Across the globe, summer awakens something primal in human celebration—a collective impulse to mark the season's warmth and abundance with joy, ritual, and community. From ancient solstice ceremonies to modern flower festivals, cultures have spent centuries channeling the longest days of the year into moments that feel both sacred and deeply alive.

In Sweden, the summer solstice brings villagers together to raise a flower-clad maypole, a tradition rooted in medieval beliefs that the solstice itself possessed magical healing powers. That same day, in the Andes mountains of Peru, carefully chosen actors portraying the Sun King and his wife process through the city of Cuzco toward the temple of Sacsayhuamán, where they perform rituals honoring Mother Earth in a reenactment of Inti Raymi—once the most important holiday of the Inca Empire and now Peru's second largest festival after La Fiesta Candelaria.

Meanwhile, in Laos, the three-day Bun Bang Fai festival marks the arrival of the wet season with music, dancing, and parades culminating in competitions where homemade rockets are judged not only on height and distance but on the sheer beauty of their vapor trails. In Japan, the Aomori Nebuta Matsuri Festival transforms city streets in early August with enormous, intricately decorated lantern floats depicting historical figures and kabuki characters, paraded to "wake up" sleepy souls before the fall harvest begins.

Across Africa, in Ghana's Greater Accra Region, the Ga people observe Homowo—a festival whose name means "to hoot and jeer at hunger," born from an ancient legend about surviving devastating famine. The celebration involves chanting, marching, and a distinctive silent feast, based on the belief that noise disturbs the gods. In Italy, the week following Corpus Domini sees entire towns participate in Infiorata, the Festival of Flowers, where locals meticulously craft elaborate flower carpets depicting religious imagery and ornamental patterns to decorate the streets where the Blessed Sacrament will be carried in procession.

Perhaps most mysteriously, visitors to Stonehenge in England gather at the summer solstice to witness a phenomenon that has captivated people for over 5,000 years: the sunrise aligns perfectly with the ancient structure, casting the shadow of the Heel Stone directly through its main entrance while the outer Sarsen Circle frames the sun itself.
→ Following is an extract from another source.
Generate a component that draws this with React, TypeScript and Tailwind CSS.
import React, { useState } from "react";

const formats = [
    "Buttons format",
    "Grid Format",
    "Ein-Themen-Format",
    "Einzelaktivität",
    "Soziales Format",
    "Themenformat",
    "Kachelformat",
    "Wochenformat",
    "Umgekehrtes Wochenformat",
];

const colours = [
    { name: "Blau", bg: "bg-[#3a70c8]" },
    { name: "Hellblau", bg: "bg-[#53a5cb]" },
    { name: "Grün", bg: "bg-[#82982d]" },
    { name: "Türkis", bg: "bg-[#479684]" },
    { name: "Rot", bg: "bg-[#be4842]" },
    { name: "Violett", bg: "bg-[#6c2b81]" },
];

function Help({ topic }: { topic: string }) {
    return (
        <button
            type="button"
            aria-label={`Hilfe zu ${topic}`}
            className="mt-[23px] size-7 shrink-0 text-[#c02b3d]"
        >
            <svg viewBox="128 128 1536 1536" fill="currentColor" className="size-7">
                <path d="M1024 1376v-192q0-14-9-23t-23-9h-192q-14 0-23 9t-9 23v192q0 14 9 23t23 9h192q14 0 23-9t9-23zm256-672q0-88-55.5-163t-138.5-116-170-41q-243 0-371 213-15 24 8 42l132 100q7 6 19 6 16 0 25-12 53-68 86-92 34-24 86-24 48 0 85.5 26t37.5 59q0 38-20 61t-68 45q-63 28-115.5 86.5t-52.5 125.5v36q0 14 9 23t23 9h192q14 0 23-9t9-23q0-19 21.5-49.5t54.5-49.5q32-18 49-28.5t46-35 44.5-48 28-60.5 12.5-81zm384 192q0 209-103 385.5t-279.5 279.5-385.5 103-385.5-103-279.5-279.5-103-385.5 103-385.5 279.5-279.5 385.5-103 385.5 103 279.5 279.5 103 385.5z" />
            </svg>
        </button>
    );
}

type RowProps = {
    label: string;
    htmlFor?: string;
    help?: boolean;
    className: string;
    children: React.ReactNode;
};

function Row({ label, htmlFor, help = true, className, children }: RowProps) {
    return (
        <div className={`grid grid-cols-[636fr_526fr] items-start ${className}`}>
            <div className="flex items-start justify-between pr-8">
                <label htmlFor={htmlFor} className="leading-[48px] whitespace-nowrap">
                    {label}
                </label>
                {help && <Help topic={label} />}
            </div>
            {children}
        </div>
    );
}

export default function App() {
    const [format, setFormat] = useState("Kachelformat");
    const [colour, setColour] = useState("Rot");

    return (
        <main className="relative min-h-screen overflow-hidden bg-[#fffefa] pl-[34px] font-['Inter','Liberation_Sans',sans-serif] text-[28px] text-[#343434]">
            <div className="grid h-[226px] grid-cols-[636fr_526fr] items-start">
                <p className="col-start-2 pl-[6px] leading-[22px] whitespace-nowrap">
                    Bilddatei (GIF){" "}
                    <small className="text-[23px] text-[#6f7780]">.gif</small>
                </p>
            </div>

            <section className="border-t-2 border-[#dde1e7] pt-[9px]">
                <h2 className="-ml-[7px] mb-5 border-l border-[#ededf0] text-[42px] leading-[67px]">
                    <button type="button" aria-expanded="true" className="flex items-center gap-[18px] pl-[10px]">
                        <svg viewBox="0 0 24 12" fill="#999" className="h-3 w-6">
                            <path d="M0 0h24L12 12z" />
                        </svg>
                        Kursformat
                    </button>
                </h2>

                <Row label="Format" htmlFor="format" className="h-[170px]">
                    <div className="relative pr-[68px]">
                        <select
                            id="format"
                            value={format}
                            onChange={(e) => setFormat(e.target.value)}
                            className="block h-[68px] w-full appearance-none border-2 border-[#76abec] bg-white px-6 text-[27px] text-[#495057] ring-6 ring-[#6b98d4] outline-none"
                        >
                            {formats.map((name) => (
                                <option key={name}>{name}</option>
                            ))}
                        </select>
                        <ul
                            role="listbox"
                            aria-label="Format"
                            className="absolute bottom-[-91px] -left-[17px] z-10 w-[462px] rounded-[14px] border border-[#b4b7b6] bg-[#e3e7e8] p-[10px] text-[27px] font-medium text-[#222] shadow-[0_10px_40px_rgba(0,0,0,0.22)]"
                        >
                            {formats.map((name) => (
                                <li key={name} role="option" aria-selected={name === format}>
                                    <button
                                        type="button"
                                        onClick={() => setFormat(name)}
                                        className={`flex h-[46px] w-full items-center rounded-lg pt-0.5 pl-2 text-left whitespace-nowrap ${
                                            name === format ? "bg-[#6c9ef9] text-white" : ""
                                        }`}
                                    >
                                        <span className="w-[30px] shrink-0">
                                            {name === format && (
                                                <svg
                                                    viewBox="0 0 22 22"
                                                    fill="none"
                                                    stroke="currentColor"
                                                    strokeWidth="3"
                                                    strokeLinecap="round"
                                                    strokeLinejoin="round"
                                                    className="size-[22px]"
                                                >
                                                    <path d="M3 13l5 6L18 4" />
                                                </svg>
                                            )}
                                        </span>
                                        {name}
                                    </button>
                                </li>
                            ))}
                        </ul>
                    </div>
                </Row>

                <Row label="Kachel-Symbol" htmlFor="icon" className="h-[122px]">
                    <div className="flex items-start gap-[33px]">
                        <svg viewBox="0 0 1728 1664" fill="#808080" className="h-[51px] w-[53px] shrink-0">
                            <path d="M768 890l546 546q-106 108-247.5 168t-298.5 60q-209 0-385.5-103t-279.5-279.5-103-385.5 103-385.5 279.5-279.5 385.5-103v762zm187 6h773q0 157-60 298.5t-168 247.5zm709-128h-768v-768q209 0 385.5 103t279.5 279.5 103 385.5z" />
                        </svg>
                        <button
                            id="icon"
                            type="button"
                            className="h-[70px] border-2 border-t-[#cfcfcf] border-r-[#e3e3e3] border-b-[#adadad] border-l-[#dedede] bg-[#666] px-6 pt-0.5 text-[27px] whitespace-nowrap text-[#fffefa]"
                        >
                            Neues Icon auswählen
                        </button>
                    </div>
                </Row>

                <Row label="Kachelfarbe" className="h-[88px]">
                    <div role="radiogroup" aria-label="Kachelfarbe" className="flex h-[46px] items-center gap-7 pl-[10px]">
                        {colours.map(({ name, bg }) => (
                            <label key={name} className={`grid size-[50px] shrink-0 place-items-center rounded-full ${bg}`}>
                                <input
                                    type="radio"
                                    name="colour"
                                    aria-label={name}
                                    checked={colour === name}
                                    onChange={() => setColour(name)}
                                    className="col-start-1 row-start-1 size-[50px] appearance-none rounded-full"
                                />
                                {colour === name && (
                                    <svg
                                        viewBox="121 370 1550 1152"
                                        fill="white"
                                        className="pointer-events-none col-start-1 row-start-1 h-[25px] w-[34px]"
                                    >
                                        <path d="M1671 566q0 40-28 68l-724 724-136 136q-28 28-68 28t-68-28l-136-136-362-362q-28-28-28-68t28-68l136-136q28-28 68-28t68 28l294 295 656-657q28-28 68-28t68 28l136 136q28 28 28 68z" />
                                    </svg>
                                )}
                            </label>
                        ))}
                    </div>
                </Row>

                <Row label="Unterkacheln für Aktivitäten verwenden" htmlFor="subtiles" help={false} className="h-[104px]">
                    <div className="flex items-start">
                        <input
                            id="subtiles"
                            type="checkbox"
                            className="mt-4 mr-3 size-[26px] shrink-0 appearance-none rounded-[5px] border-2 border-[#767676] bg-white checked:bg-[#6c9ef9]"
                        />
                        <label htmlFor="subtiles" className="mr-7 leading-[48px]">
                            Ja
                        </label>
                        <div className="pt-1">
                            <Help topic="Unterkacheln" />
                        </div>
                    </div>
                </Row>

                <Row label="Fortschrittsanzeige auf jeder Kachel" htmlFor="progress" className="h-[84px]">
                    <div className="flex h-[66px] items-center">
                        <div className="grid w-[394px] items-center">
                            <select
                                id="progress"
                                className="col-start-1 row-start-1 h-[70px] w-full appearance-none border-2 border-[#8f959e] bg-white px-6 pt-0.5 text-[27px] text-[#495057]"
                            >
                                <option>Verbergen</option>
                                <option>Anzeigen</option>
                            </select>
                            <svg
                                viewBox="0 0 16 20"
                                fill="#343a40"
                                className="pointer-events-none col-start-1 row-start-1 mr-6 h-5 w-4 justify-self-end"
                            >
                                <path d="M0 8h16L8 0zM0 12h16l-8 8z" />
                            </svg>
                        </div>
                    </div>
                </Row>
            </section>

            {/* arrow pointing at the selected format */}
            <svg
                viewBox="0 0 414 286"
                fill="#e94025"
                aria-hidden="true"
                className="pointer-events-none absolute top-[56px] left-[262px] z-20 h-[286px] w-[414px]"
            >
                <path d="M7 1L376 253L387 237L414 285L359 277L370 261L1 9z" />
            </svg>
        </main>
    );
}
We may never know why Stonehenge was built, but the precision of its solar alignment suggests that marking summer's cosmic moment has always mattered to the human heart.

What unites these celebrations across continents and centuries is simple: they recognize summer not as a season to endure, but as a time of connection—to the earth, to tradition, and to one another. Whether through flowers, fire, ritual, or stone, summer festivals remind us that joy and meaning flourish when communities gather to honor the abundant season.